— start —

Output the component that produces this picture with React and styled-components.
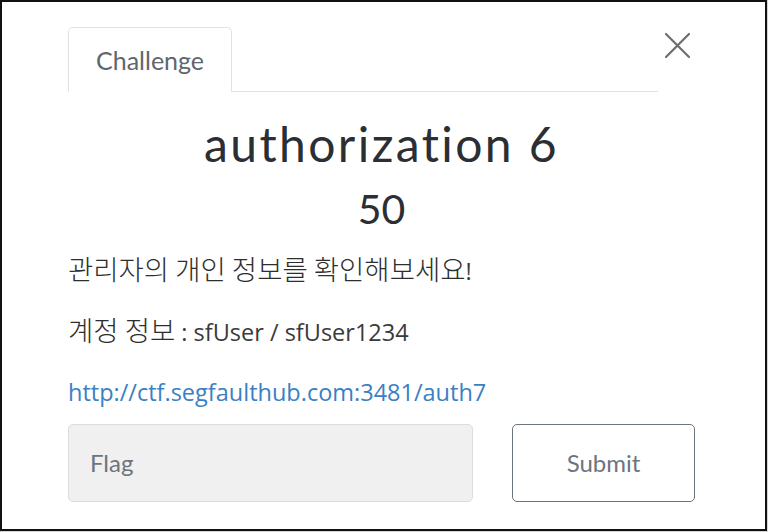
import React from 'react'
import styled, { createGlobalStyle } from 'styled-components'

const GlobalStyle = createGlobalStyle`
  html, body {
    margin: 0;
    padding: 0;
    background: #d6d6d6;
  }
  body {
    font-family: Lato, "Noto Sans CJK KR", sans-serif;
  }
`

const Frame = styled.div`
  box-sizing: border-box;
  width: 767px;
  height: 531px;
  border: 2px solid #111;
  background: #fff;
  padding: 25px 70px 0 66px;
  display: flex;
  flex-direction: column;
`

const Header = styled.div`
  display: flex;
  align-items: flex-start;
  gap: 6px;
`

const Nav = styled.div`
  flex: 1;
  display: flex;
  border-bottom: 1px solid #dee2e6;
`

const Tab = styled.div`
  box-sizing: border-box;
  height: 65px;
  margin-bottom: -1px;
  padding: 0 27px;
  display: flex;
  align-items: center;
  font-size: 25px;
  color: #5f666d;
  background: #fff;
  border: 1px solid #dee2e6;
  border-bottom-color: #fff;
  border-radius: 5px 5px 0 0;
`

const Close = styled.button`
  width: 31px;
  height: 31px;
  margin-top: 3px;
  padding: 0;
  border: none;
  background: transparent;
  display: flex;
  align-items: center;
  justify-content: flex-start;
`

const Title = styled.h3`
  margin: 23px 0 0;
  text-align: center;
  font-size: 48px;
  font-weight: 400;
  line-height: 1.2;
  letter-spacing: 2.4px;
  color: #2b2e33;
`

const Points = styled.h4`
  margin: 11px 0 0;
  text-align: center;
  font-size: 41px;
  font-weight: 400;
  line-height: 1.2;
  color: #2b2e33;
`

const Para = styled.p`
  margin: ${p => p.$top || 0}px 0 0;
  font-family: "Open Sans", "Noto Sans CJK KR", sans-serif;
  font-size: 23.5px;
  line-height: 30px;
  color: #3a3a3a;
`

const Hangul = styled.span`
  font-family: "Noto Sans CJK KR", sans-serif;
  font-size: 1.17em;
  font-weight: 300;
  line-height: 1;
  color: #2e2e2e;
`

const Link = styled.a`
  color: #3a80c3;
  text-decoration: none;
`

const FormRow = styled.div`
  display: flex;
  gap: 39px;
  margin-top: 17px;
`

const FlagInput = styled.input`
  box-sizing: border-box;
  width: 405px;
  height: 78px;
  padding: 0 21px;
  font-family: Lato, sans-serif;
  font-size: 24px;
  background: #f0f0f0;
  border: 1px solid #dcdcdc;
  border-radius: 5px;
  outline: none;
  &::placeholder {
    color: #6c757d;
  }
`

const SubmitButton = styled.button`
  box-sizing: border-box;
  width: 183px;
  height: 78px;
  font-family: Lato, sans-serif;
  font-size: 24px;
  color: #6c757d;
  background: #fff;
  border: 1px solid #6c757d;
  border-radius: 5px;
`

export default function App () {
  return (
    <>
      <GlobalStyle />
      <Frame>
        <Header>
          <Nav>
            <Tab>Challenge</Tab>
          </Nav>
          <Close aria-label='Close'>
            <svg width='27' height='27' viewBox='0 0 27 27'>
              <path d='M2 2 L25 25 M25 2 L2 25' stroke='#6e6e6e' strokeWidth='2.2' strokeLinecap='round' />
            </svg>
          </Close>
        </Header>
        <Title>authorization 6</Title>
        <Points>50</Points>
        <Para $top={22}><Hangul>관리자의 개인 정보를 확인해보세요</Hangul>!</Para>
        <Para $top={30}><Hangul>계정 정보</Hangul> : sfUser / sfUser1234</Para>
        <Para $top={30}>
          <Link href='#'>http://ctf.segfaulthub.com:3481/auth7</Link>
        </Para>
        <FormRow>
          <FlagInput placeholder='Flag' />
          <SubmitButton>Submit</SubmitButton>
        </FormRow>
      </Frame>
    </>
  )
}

— end —

DIRECTIONS
Extract every line of the data exactly; pictures stay out.

FULL SOLUTION
Output the component that produces this picture with React and styled-components.
import React from 'react'
import styled, { createGlobalStyle } from 'styled-components'

const GlobalStyle = createGlobalStyle`
  html, body {
    margin: 0;
    padding: 0;
    background: #d6d6d6;
  }
  body {
    font-family: Lato, "Noto Sans CJK KR", sans-serif;
  }
`

const Frame = styled.div`
  box-sizing: border-box;
  width: 767px;
  height: 531px;
  border: 2px solid #111;
  background: #fff;
  padding: 25px 70px 0 66px;
  display: flex;
  flex-direction: column;
`

const Header = styled.div`
  display: flex;
  align-items: flex-start;
  gap: 6px;
`

const Nav = styled.div`
  flex: 1;
  display: flex;
  border-bottom: 1px solid #dee2e6;
`

const Tab = styled.div`
  box-sizing: border-box;
  height: 65px;
  margin-bottom: -1px;
  padding: 0 27px;
  display: flex;
  align-items: center;
  font-size: 25px;
  color: #5f666d;
  background: #fff;
  border: 1px solid #dee2e6;
  border-bottom-color: #fff;
  border-radius: 5px 5px 0 0;
`

const Close = styled.button`
  width: 31px;
  height: 31px;
  margin-top: 3px;
  padding: 0;
  border: none;
  background: transparent;
  display: flex;
  align-items: center;
  justify-content: flex-start;
`

const Title = styled.h3`
  margin: 23px 0 0;
  text-align: center;
  font-size: 48px;
  font-weight: 400;
  line-height: 1.2;
  letter-spacing: 2.4px;
  color: #2b2e33;
`

const Points = styled.h4`
  margin: 11px 0 0;
  text-align: center;
  font-size: 41px;
  font-weight: 400;
  line-height: 1.2;
  color: #2b2e33;
`

const Para = styled.p`
  margin: ${p => p.$top || 0}px 0 0;
  font-family: "Open Sans", "Noto Sans CJK KR", sans-serif;
  font-size: 23.5px;
  line-height: 30px;
  color: #3a3a3a;
`

const Hangul = styled.span`
  font-family: "Noto Sans CJK KR", sans-serif;
  font-size: 1.17em;
  font-weight: 300;
  line-height: 1;
  color: #2e2e2e;
`

const Link = styled.a`
  color: #3a80c3;
  text-decoration: none;
`

const FormRow = styled.div`
  display: flex;
  gap: 39px;
  margin-top: 17px;
`

const FlagInput = styled.input`
  box-sizing: border-box;
  width: 405px;
  height: 78px;
  padding: 0 21px;
  font-family: Lato, sans-serif;
  font-size: 24px;
  background: #f0f0f0;
  border: 1px solid #dcdcdc;
  border-radius: 5px;
  outline: none;
  &::placeholder {
    color: #6c757d;
  }
`

const SubmitButton = styled.button`
  box-sizing: border-box;
  width: 183px;
  height: 78px;
  font-family: Lato, sans-serif;
  font-size: 24px;
  color: #6c757d;
  background: #fff;
  border: 1px solid #6c757d;
  border-radius: 5px;
`

export default function App () {
  return (
    <>
      <GlobalStyle />
      <Frame>
        <Header>
          <Nav>
            <Tab>Challenge</Tab>
          </Nav>
          <Close aria-label='Close'>
            <svg width='27' height='27' viewBox='0 0 27 27'>
              <path d='M2 2 L25 25 M25 2 L2 25' stroke='#6e6e6e' strokeWidth='2.2' strokeLinecap='round' />
            </svg>
          </Close>
        </Header>
        <Title>authorization 6</Title>
        <Points>50</Points>
        <Para $top={22}><Hangul>관리자의 개인 정보를 확인해보세요</Hangul>!</Para>
        <Para $top={30}><Hangul>계정 정보</Hangul> : sfUser / sfUser1234</Para>
        <Para $top={30}>
          <Link href='#'>http://ctf.segfaulthub.com:3481/auth7</Link>
        </Para>
        <FormRow>
          <FlagInput placeholder='Flag' />
          <SubmitButton>Submit</SubmitButton>
        </FormRow>
      </Frame>
    </>
  )
}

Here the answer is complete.